Voy a Elefanta...
Voy a Elefanta, isla situada cerca de Bombay.
Salimos por la famosa puerta construida por los ingleses; el malecón rodea la ciudad, un parapeto alto y separado del mar por unas piedras que semejan pulpos.
Me daría terror caerme, ¿me devorarían animales gigantescos y oscuros, color tinta china? El día anterior paseamos rodeados de parejas de todas las religiones y las edades, algunas se entrelazan las manos.
Vamos en ferry, mar color plomo, viento, subimos a cubierta. Enfrente, una pareja con un niño, el padre lo abraza; la madre, distante, más retraída, lo mira de repente con ternura, él tiene alrededor de cinco años.
Es el niño más seguro que he visto en mucho tiempo, digo, en la India, donde la mayor parte de los niños camina por la calle pidiendo limosna, con voz lastimera, empezando con un alóóóó que lastima; nos han advertido que de darle una limosna a cualquiera de ellos atraería una multitud imposible de soportar.
Produce dolor, miedo, irritación, violencia, verlos con la mano extendida como estatuas parecidos a las diosas –por ejemplo Turga de varios brazos–; levantan las manos en ademán de protección, pero que en el fondo es exigencia.
El niño del barco es un niño protegido, amado, seguro de sí mismo. La mujer lleva un pantalón pijama con rayas verticales cafés en fondo beige, la camiseta –túnica– es floreada de los mismos tonos y un bermellón que rellena las flores, un atuendo digno de un diseñador, él, vestido simplemente, como su niño, de pantalón y camisa a la europea o, peor, a la gringa.
Ella lleva anillos en los dedos de las manos y en los dedos de los pies –no entiendo cómo los soportan, pero se le ven preciosos–, oro en el cuello y aretes, definitivamente una familia de clase media, viajando para conocer los famosos templos hindúes con las efigies del dios Shiva y, su esposa, con las caderas ladeadas y una pierna colocada en actitud de danza, pura sensualidad.

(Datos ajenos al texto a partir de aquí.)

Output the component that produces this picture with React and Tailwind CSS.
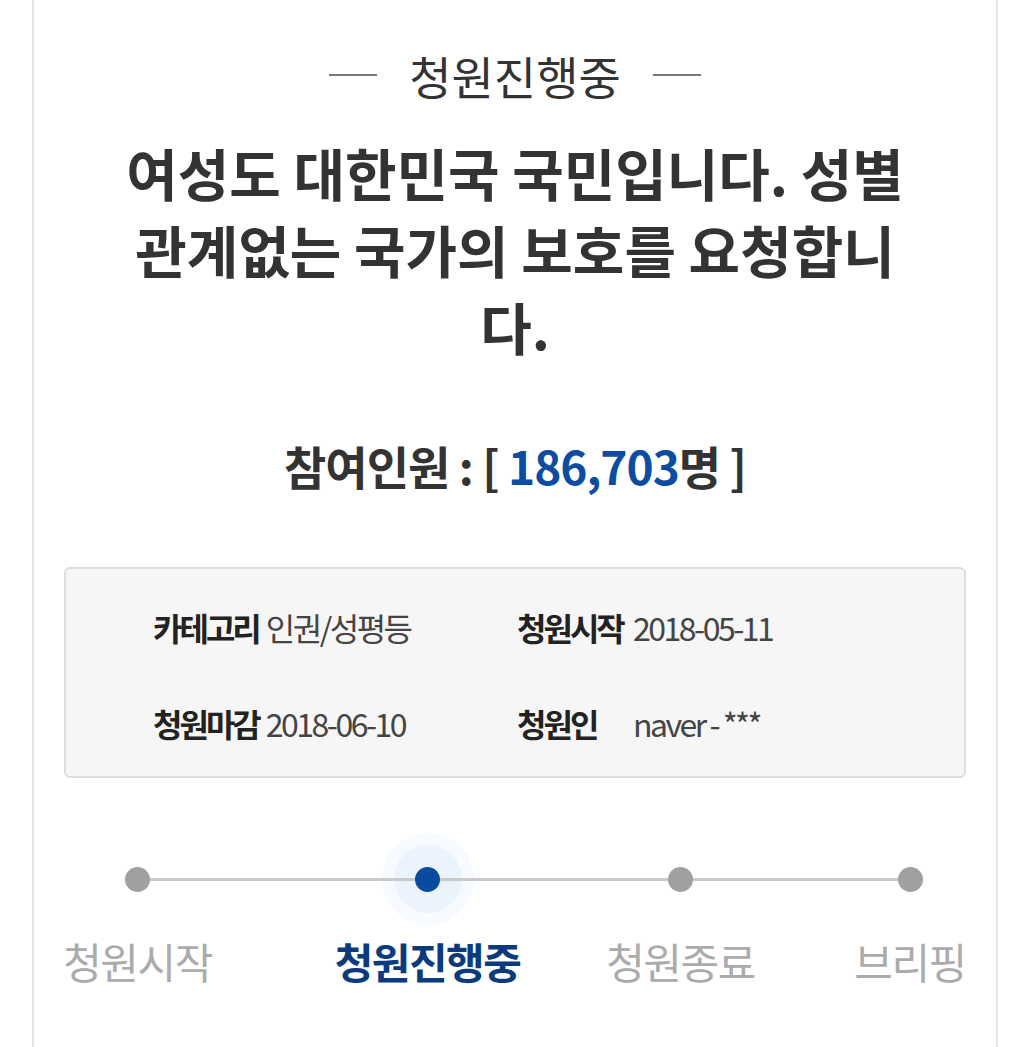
import React from 'react';

const FONT = { fontFamily: '"Noto Sans CJK KR", "Noto Sans", sans-serif' };

const INFO = [
  [
    { label: '카테고리', value: '인권/성평등' },
    { label: '청원시작', value: '2018-05-11' },
  ],
  [
    { label: '청원마감', value: '2018-06-10' },
    { label: '청원인', value: 'naver - ***' },
  ],
];

const STEPS = [
  { name: '청원시작', w: 'w-[149px]', ml: 'ml-0' },
  { name: '청원진행중', w: 'w-[189px]', ml: 'ml-[121px]', active: true },
  { name: '청원종료', w: 'w-[149px]', ml: 'ml-[84px]' },
  { name: '브리핑', w: 'w-[110px]', ml: 'ml-[100px]' },
];

export default function App() {
  return (
    <div className="min-h-[1047px] bg-white" style={FONT}>
      <div className="ml-[32px] w-[966px] min-h-[1047px] border-x-2 border-[#e6e6e6] pt-[45px]">
        {/* Status header */}
        <div className="flex items-center justify-center gap-[32px] h-[60px]">
          <span className="w-[48px] h-[2px] bg-[#777]" />
          <span className="text-[46px] leading-[60px] text-[#333]">청원진행중</span>
          <span className="w-[48px] h-[2px] bg-[#777]" />
        </div>

        {/* Title */}
        <h1 className="mx-auto mt-[28px] max-w-[820px] text-center text-[56px] leading-[77px] font-bold text-[#333]">
          여성도 대한민국 국민입니다. 성별 관계없는 국가의 보호를 요청합니다.
        </h1>

        {/* Count */}
        <div className="mt-[76px] text-center text-[46px] leading-[50px] font-bold tracking-[-1px] text-[#333]">
          참여인원 : [ <span className="text-[#0c4da1]">186,703</span>명 ]
        </div>

        {/* Info box */}
        <div className="ml-[30px] mt-[77px] w-[902px] rounded-[6px] border-2 border-[#dedede] bg-[#f6f6f6] pl-[87px] pt-[38px] pb-[33px] flex flex-col gap-[56px]">
          {INFO.map((row, i) => (
            <div key={i} className="flex h-[40px] items-center">
              {row.map((c, j) => (
                <div key={j} className={`flex items-center ${j === 0 ? 'w-[364px]' : ''}`}>
                  <span className={`${j === 1 ? 'w-[116px]' : 'mr-[7px]'} text-[32px] font-bold tracking-[-3px] text-[#222]`}>
                    {c.label}
                  </span>
                  <span className="text-[32px] tracking-[-2.5px] text-[#444]">{c.value}</span>
                </div>
              ))}
            </div>
          ))}
        </div>

        {/* Progress */}
        <div className="relative ml-[29px] mt-[55px] flex">
          {STEPS.map((s) => (
            <div key={s.name} className={`${s.w} ${s.ml} flex flex-col items-center`}>
              <div className="relative h-[92px] w-[92px] flex items-center justify-center">
                {s.active && (
                  <div className="absolute inset-0 rounded-full bg-[#f7fbff] flex items-center justify-center">
                    <div className="w-[68px] h-[68px] rounded-full bg-[#ebf4fd]" />
                  </div>
                )}
              </div>
              <div
                className={`mt-[11px] whitespace-nowrap text-[42px] leading-[50px] tracking-[-1.5px] ${
                  s.active ? 'font-bold text-[#0b3b7d]' : 'text-[#ababab]'
                }`}
              >
                {s.name}
              </div>
            </div>
          ))}
          {/* track line and dots drawn over the halo */}
          <div className="absolute left-[74px] top-[45px] w-[773px] h-[3px] bg-[#c9c9c9]" />
          <span className="absolute left-[62px] top-[34px] w-[25px] h-[25px] rounded-full bg-[#a0a0a0]" />
          <span className="absolute left-[352px] top-[34px] w-[25px] h-[25px] rounded-full bg-[#0a4a9f]" />
          <span className="absolute left-[605px] top-[34px] w-[25px] h-[25px] rounded-full bg-[#a0a0a0]" />
          <span className="absolute left-[835px] top-[34px] w-[25px] h-[25px] rounded-full bg-[#a0a0a0]" />
        </div>
      </div>
    </div>
  );
}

Enfrente, dándole la espalda al mar, un curioso trío, un joven robusto, por no llamarlo gordo, y dos muchachas muy guapas –una más que la otra– vestidas a la moderna, pantalones a la rodilla, blusas entalladas, con aspecto medio oriental, o más bien árabe.
Me entero: son iraníes. ¿Serán hermanos, o un pequeño harén a domicilio en viaje de bodas?
Varios musulmanes: una pareja de jóvenes que se abrazan, se sonríen, se empujan, uno sube una pierna encima del otro y se quitan los zapatos a la menor provocación.
¿Serían amantes?, le pregunto luego a mi amiga Francesca. “No –me dice–, es amistad pura y dura, la sodomía está castigada severamente, casi con la muerte.”
Me habla luego de Vikram Seth, su amigo, el gran escritor hindú que escribe en inglés y vive en Inglaterra, él sí, homosexual y defensor de los derechos de los gays, respetado en su país por pertenecer a una gran familia de clase media, pero ilustre.
Llegamos a la isla, hay que subir muchas escaleras, me vuelven a ofrecer, como hace cuatro años en Ellora, un palanquín que cargan dos indios; rehúso, y subo como desesperada los escalones de alto peralte; me canso, llego con la lengua de fuera, una heroína, me digo, orgullosa, sudada, las piernas temblando.
No hay monos, me sorprendo, la última vez había millares, daba miedo pasar a su lado, traviesos y malignos. Muchos pájaros en cambio y ardillas diminutas, si no fuera por la cola parecerían ratas, o mejor ratones, pero son hermosas, y los gringos, sobre todo las gringas, se enternecen y hacen ruiditos guturales.
En los templos me encuentro con una comitiva de gurajatis, es decir, de la provincia de Gujarati: son muchos jóvenes dirigidos por un profesor jovencito. Me empiezan a hablar, ¿de dónde vengo, preguntan? converso con ellos, me rodean, se toman fotos conmigo, sonreímos, la intensa amistad instantánea y pasajera entre los pueblos. Vinieron a conocer sus monumentos, algo común en la India, viajan desde lejos para conocer su país.
Los extranjeros pagamos 250 rupias, ellos 10. Ejemplo a seguir en nuestra patria.